Die Massenproteste gegen Mubarak gingen am Dienstag in die dritte Woche. Nachdem die Demonstrationen in den vergangenen Tagen kleiner geworden waren, strömten am Nachmittag erneut zehntausende Menschen zu einer Großkundgebung gegen das Regime auf den Tahrir-Platz in Kairo, um die Reihen der dort campierenden "Dauerdemonstranten" zu verstärken. Auch in Alexandria und in anderen Landesteilen dauerten die Proteste an.

Google-Manager wieder frei

Wael Ghonim war zur Symbolfigur des Protestes geworden.

Wael Ghonim war zur Symbolfigur des Protestes geworden.

(Foto: AP)

Mubarak hatte vor einer Woche angekündigt, bei der Wahl im September nicht mehr antreten zu wollen. Vizepräsident Suleiman sagte im Staatsfernsehen, Mubarak habe versprochen, dass es keine Strafverfolgung der Demonstranten geben werde. Die Behörden sollten untersuchen, wer die Schuld am Tod zahlreicher Demonstranten am vergangenen Mittwoch trägt. Viele der jugendlichen Demonstranten erklärten unterdessen, sie wünschten sich den am Vortag freigelassenen Google-Manager Wael Ghoneim als Sprecher für ihre Bewegung. Ghoneim hatte zu den Organisatoren der ersten Großdemonstration am 25. Januar gehört.

Die EU-Außenbeauftragte Catherine Ashton forderte vor dem Sicherheitsrat der Vereinten Nationen einen umfassenden Wandel in Ägypten. Wie für Tunesien gelte auch für Ägypten und andere Länder der Region, dass freie Wahlen allein nicht ausreichten, sagte die Britin in New York. Israel will als Reaktion auf die Unruhen den Bau seiner Grenzanlage zu Ägypten beschleunigen.

In Jordanien marschierten am Dienstag wieder Demonstranten vor der ägyptischen Botschaft in Amman auf, um ihre Solidarität mit der Protestbewegung in Kairo zu bekunden.

Amnesty will klagen

Das Foto des ägyptischen Informationsministeriums vom 19. März 2010 zeigt Mubarak im Heidelberger Universitätsklinikum.

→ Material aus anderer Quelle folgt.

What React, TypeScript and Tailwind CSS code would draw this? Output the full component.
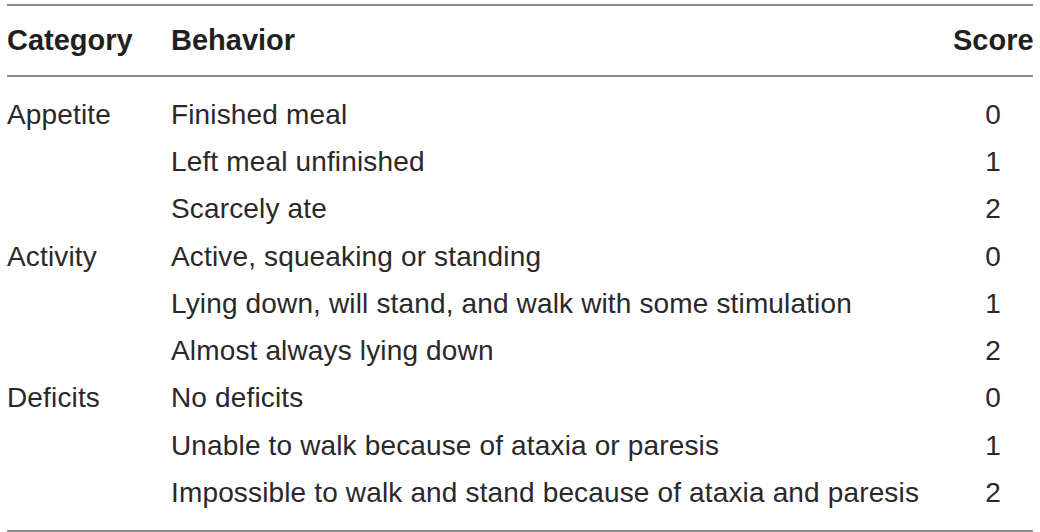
import React from "react";

const rows: [string, string, string][] = [
  ["Appetite", "Finished meal", "0"],
  ["", "Left meal unfinished", "1"],
  ["", "Scarcely ate", "2"],
  ["Activity", "Active, squeaking or standing", "0"],
  ["", "Lying down, will stand, and walk with some stimulation", "1"],
  ["", "Almost always lying down", "2"],
  ["Deficits", "No deficits", "0"],
  ["", "Unable to walk because of ataxia or paresis", "1"],
  ["", "Impossible to walk and stand because of ataxia and paresis", "2"],
];

export default function App() {
  return (
    <div
      className="w-[1040px] h-[532px] bg-white pt-[4px] px-[7px] text-[#231f20]"
      style={{ fontFamily: '"Liberation Sans", Arial, sans-serif' }}
    >
      <div className="border-t-2 border-b-2 border-[#8c8c8c]">
        <div className="flex items-center h-[71px] border-b-2 border-[#8c8c8c] text-[29px] font-bold pt-[1px]">
          <div className="w-[164px]">Category</div>
          <div className="flex-1">Behavior</div>
          <div className="w-[80px] text-right">Score</div>
        </div>
        <div className="pt-[14px] pb-[13px] text-[28px] tracking-[0.15px] text-[#2b2829]">
          {rows.map((r, i) => (
            <div key={i} className="flex h-[47.3px] items-center">
              <div className="w-[164px]">{r[0]}</div>
              <div className="flex-1">{r[1]}</div>
              <div className="w-[80px] text-center">{r[2]}</div>
            </div>
          ))}
        </div>
      </div>
    </div>
  );
}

Das Foto des ägyptischen Informationsministeriums vom 19. März 2010 zeigt Mubarak im Heidelberger Universitätsklinikum.

(Foto: picture alliance / dpa)

In der Diskussion um den eventuellen Rücktritt des ägyptischen Staatschefs befürwortete Luxemburgs Außenminister Jean Asselborn die Idee, Mubarak vorübergehend in Deutschland aufzunehmen. "Das sollte man tun, wenn es notwendig ist", sagte Asselborn dem Berliner "Tagesspiegel" mit Blick auf Spekulationen über eine medizinische Behandlung Mubaraks in Deutschland.

Amnesty International will in diesem Fall die Bundesanwaltschaft einschalten. Die Karlsruher Behörde müsste dann prüfen, ob sie gegen den 82-Jährigen wegen Folter und anderer schwerer Menschenrechtsverletzungen Ermittlungen einleite, verlangte die Generalsekretärin von Amnesty Deutschland, Monika Lüke. "Mubarak steht für ein System, in dem seit Jahrzehnten Menschen in Haft systematisch gefoltert und misshandelt werden."

Der sicherheitspolitische Sprecher der Grünen-Bundestagsfraktion, Omid Nouripour, lehnte bei n-tv ebenfalls Asyl für Mubarak in Deutschland ab: "Wenn er aber nach Deutschland kommt, ist es wichtig, dass die Bundesregierung eine Garantie gibt, dass Mubarak auch ausgeliefert wird, wenn er von der nächsten Regierung in Ägypten strafrechtlich belangt wird."

Mindestens 297 Todesopfer

Nach Angaben von Human Rights Watch kamen bei den Unruhen in Ägypten seit dem 28. Januar mindestens 297 Menschen bei Zusammenstößen zwischen Demonstranten und Sicherheitskräften ums Leben. Wie die Menschenrechtsorganisation auf ihrer Internetseite mitteilte, starben in Kairo 232 Menschen, 52 weitere in Alexandria und 13 in Suez. Diese Zahlen seien notwendig zur Einordnung der Polizeigewalt in den vergangenen zwei Wochen in Ägypten, hieß es.